The ultimate goal of farming is not the growing of crops, but the cultivation and perfection of human beings.
One of summer’s unique pleasures is reading the newsletter that comes each week in my box of organic vegetables. Our family gets a weekly share from Ripley Farms, a small family farm in rural Maine. Mary Margaret and her husband are the farmers, and her single-spaced one-page newsletter includes three things—an update on the farm, information about new vegetables in the box, and a simple recipe.
So why do I look forward to it so much? Why have I pulled it out and started reading it before I even look at what’s in the box? It’s because of what’s in the text beyond a simple list of vegetables.
The most important purpose of newsletters is to provide information (hence the news in the title). But the best ones do more than that. They give readers a sense of place and convey the writer’s passion. We sit in the same seat as the newsletter author. Look at Mary Margaret’s lead from an early August issue:
Sweltering in the hottest room in the house writing the newsletter, my brain is a little sluggish from the heat. I’m attempting relief with a chilled glass of Cucumber-Infused Water. It’s actually working and rather refreshing! (See that recipe under cukes.) That and I’ve trained one of the farm’s box fans on me. Mmmm August.
Mary Margaret is always taking me to a real place with her words—a field, a table where the farm’s helpers are sharing lunch, even the sweltering parlor in the farmhouse. That sense of place truly helps me know where my food comes from, and how much care goes into producing it.
The newsletters I received as a parent or faculty member often had a lot of students must or parents need to in them. Must, need to, or the dreaded it is imperative give readers a sense the writer is sitting on a throne in the clouds, shooting off thunderbolts of commands.

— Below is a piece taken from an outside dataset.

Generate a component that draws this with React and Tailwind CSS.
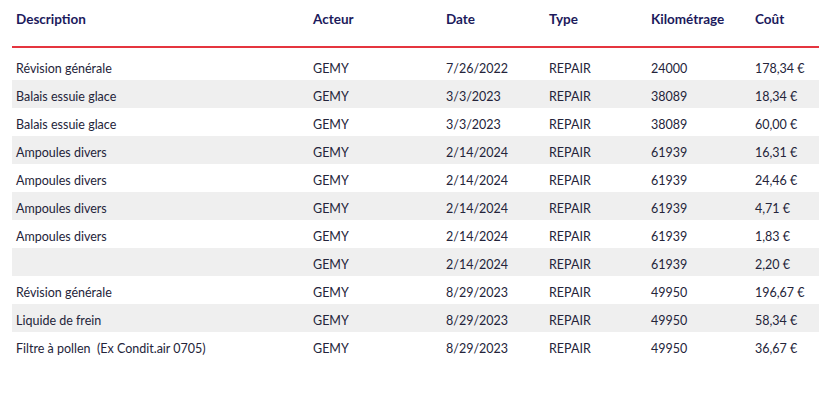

But when you give readers the honor of living in the same scene you’re living in, you’re inviting them again and again into your community. And they will want to be in that place with you if you clearly love it. Mary Margaret is joyful about vegetables. She shares genuine excitement when the tomato crop is stellar, as well as a sense of triumph when the deer are thwarted from pillaging this year’s crop of purple carrots.
So how can you have more of a sense of place in your newsletters to families, staff, or students? How do you show you love what you do? Start with prompts that help them see what you see:
I’m sitting here . . .
Looking out the window . . .
I’m standing with students in a circle . . .
And then find the pleasure in what you’re seeing.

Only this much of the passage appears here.